Atheists at the Movies: Up
By James Zimmerman
If we take the word Cinema at its root (from the Greek kinesis, meaning “movement”), then pure cinema has been dying since the advent of synchronized sound. Too many movies are simply footage of people talking, or of a camera sitting idly by recording whatever happens to be going on in front of it. In its purest form, perhaps film continued to exist only in the creations of those (such as Chaplin and Hitchcock) who first mastered their trade and came to prominence during film’s silent era.
But Pixar does an admirable job of bringing audiences a delicacy for the eyes. In a style first explored in Toy Story, expanded upon in Monsters, Inc., and brought to perfection in WALL·E, the animation studio succeeds in telling a tale via visuals with its latest offering: Up.
In the first fifteen minutes of Up, we are treated to a narrative – told almost entirely without words – of love found, promises made, and decades lived in the lives of Carl and Ellie. It’s a poignant story, and the promises made and dreams lost in the picture-perfect montage bring equal parts laughter and tears.
Even once the film catches up to the present-day, and the actual dialogue begins, we are still offered visuals in favor of explanatory discourses. I found myself sitting in the theater thinking, “Ah yes, he’s remembering the promise to his wife,” and “Oh, he’s trying to decide between carrying out his original plan and the possibility of a new adventure” – and such viewer-dependent interpretations are far richer than being verbally told what is happening (or what is about to happen).
It probably goes without saying that a film titled Up is bound to cast its cameras heavenward from time to time. The hero and his wife marry in a religious ceremony (Catholic, by the looks of it), but this brief scene tells us more about the humorous mismatch of the newly-related families than it does about their theist leanings. Later, Carl is shown wistfully speaking to a deceased relative, but it’s unclear if he really believes he is addressing an angel, or if this is just a coping mechanism; a means for Carl to sort out his problems when he no longer has a live companion by his side. Russell, a juvenile character with membership in the Wilderness Explorers’ Club, is confused by Carl’s one-sided conversations. His club must not be sponsored by a religion.
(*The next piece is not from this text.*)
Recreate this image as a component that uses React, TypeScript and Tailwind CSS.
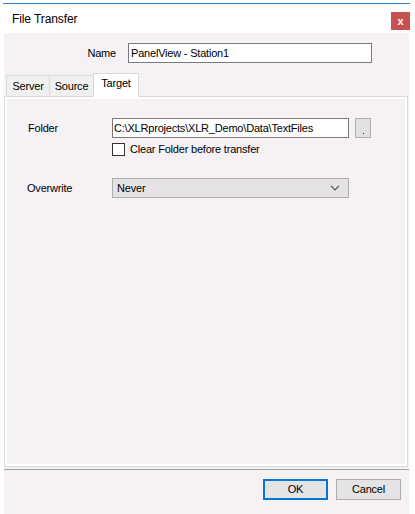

If there is a downside to Up, however, it’s in details. Pixar’s normally tight – if not flawless – screenplays are rightfully lauded for their exceptional quality. Indeed, Pixar has a made a name for itself by acknowledging that its audience is not merely a roomful of wide-eyed children gobbling up whatever is offered. For the first time in Pixar’s feature-length film-making career, however, there appear plot holes. Though, or course, we are willing to engage in a suspension of disbelief in a qud pro quo for an entertaining time at the theater, our verisimilitude is stretched a tad too thin in places here. Our hero, Carl, alights upon one end of a crescent-shaped plateau and quickly makes it his goal to walk to the other end. In several shots, we see the crescent as a jagged, barren landscape. During the trek, however, Carl must trudge through forests, high cliffs, caves, and other features. Worse, Carl agrees to a mission of mercy, in which it appears he completely back tracks his days-long journey in a matter of hours. Later, we meet up with Carl’s childhood hero – a plot point that left me scratching my head: the chronology is completely baffling. For a film so rooted in reality at the outset, the bizarre, fantastical exposition of the final two-thirds of the film doesn’t fit quite right. A scene of Kevin (a giant bird) fawning over Russell is particularly cringe-inducing. I kept wondering if Up would conclude with a dazed Carl waking from a dream.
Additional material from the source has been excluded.